* **What the task asks**:
Copy all of the material exactly. Pictures are not to appear in the copy.

* **Data lines**:

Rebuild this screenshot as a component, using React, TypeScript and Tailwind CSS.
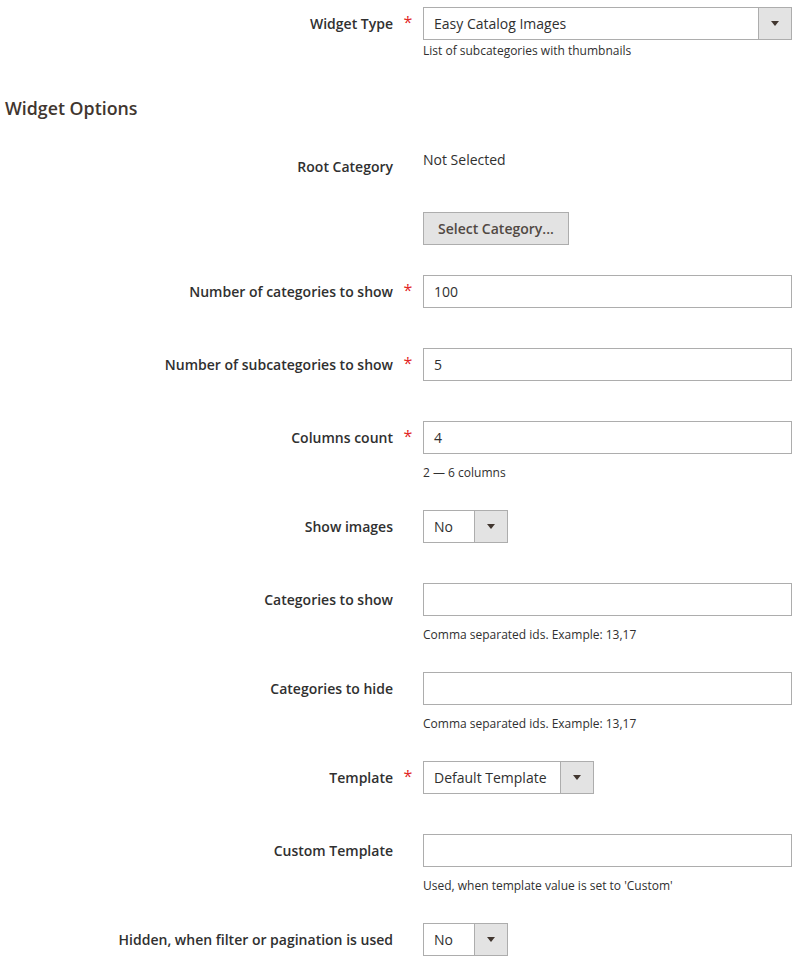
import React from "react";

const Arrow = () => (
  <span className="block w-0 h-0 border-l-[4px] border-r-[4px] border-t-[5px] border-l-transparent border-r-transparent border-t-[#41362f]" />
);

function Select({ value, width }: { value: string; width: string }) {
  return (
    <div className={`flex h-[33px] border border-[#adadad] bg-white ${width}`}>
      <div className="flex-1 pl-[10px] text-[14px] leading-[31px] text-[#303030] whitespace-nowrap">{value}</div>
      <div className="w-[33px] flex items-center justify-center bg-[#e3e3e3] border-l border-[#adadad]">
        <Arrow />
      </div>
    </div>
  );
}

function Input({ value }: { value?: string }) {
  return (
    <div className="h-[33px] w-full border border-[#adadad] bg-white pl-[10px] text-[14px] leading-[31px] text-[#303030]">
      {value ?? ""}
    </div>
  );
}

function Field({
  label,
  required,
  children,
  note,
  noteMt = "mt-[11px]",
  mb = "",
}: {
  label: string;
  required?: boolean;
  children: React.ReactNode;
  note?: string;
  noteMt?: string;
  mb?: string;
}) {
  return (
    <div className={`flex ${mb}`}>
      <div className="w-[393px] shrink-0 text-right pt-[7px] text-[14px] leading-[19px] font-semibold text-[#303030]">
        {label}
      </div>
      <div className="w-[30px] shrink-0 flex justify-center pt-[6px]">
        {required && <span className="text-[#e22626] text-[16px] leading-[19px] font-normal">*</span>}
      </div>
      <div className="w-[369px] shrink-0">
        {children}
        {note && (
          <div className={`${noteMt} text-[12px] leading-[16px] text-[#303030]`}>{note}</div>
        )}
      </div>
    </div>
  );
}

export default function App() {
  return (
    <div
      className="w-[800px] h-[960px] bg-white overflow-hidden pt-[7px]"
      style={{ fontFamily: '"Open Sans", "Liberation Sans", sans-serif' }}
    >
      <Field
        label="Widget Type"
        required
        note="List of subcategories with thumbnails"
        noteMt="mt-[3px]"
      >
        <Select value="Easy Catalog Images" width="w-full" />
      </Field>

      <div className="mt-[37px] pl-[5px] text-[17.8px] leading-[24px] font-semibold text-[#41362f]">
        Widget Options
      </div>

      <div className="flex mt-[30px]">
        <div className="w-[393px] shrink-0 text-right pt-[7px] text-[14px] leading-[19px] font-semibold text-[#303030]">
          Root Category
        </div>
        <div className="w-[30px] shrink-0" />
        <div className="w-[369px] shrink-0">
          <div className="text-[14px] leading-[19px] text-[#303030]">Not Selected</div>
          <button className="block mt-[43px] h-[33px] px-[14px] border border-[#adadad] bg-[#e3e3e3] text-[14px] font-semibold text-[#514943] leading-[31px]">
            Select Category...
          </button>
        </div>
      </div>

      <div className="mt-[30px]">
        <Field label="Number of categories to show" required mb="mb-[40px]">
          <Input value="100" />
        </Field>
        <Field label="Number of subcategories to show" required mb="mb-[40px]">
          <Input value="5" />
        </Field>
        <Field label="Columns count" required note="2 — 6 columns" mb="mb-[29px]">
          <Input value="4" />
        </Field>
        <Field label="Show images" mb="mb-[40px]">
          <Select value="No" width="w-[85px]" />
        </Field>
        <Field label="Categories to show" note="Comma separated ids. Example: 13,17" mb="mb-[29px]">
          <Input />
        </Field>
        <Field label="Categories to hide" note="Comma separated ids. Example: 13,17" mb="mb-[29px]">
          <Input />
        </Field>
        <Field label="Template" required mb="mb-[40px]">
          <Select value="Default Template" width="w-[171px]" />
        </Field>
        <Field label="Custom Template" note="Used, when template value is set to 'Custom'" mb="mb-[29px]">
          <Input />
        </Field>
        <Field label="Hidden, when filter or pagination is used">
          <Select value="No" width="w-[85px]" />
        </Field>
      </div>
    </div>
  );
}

* **Reply**:
Rebuild this screenshot as a component, using React, TypeScript and Tailwind CSS.
import React from "react";

const Arrow = () => (
  <span className="block w-0 h-0 border-l-[4px] border-r-[4px] border-t-[5px] border-l-transparent border-r-transparent border-t-[#41362f]" />
);

function Select({ value, width }: { value: string; width: string }) {
  return (
    <div className={`flex h-[33px] border border-[#adadad] bg-white ${width}`}>
      <div className="flex-1 pl-[10px] text-[14px] leading-[31px] text-[#303030] whitespace-nowrap">{value}</div>
      <div className="w-[33px] flex items-center justify-center bg-[#e3e3e3] border-l border-[#adadad]">
        <Arrow />
      </div>
    </div>
  );
}

function Input({ value }: { value?: string }) {
  return (
    <div className="h-[33px] w-full border border-[#adadad] bg-white pl-[10px] text-[14px] leading-[31px] text-[#303030]">
      {value ?? ""}
    </div>
  );
}

function Field({
  label,
  required,
  children,
  note,
  noteMt = "mt-[11px]",
  mb = "",
}: {
  label: string;
  required?: boolean;
  children: React.ReactNode;
  note?: string;
  noteMt?: string;
  mb?: string;
}) {
  return (
    <div className={`flex ${mb}`}>
      <div className="w-[393px] shrink-0 text-right pt-[7px] text-[14px] leading-[19px] font-semibold text-[#303030]">
        {label}
      </div>
      <div className="w-[30px] shrink-0 flex justify-center pt-[6px]">
        {required && <span className="text-[#e22626] text-[16px] leading-[19px] font-normal">*</span>}
      </div>
      <div className="w-[369px] shrink-0">
        {children}
        {note && (
          <div className={`${noteMt} text-[12px] leading-[16px] text-[#303030]`}>{note}</div>
        )}
      </div>
    </div>
  );
}

export default function App() {
  return (
    <div
      className="w-[800px] h-[960px] bg-white overflow-hidden pt-[7px]"
      style={{ fontFamily: '"Open Sans", "Liberation Sans", sans-serif' }}
    >
      <Field
        label="Widget Type"
        required
        note="List of subcategories with thumbnails"
        noteMt="mt-[3px]"
      >
        <Select value="Easy Catalog Images" width="w-full" />
      </Field>

      <div className="mt-[37px] pl-[5px] text-[17.8px] leading-[24px] font-semibold text-[#41362f]">
        Widget Options
      </div>

      <div className="flex mt-[30px]">
        <div className="w-[393px] shrink-0 text-right pt-[7px] text-[14px] leading-[19px] font-semibold text-[#303030]">
          Root Category
        </div>
        <div className="w-[30px] shrink-0" />
        <div className="w-[369px] shrink-0">
          <div className="text-[14px] leading-[19px] text-[#303030]">Not Selected</div>
          <button className="block mt-[43px] h-[33px] px-[14px] border border-[#adadad] bg-[#e3e3e3] text-[14px] font-semibold text-[#514943] leading-[31px]">
            Select Category...
          </button>
        </div>
      </div>

      <div className="mt-[30px]">
        <Field label="Number of categories to show" required mb="mb-[40px]">
          <Input value="100" />
        </Field>
        <Field label="Number of subcategories to show" required mb="mb-[40px]">
          <Input value="5" />
        </Field>
        <Field label="Columns count" required note="2 — 6 columns" mb="mb-[29px]">
          <Input value="4" />
        </Field>
        <Field label="Show images" mb="mb-[40px]">
          <Select value="No" width="w-[85px]" />
        </Field>
        <Field label="Categories to show" note="Comma separated ids. Example: 13,17" mb="mb-[29px]">
          <Input />
        </Field>
        <Field label="Categories to hide" note="Comma separated ids. Example: 13,17" mb="mb-[29px]">
          <Input />
        </Field>
        <Field label="Template" required mb="mb-[40px]">
          <Select value="Default Template" width="w-[171px]" />
        </Field>
        <Field label="Custom Template" note="Used, when template value is set to 'Custom'" mb="mb-[29px]">
          <Input />
        </Field>
        <Field label="Hidden, when filter or pagination is used">
          <Select value="No" width="w-[85px]" />
        </Field>
      </div>
    </div>
  );
}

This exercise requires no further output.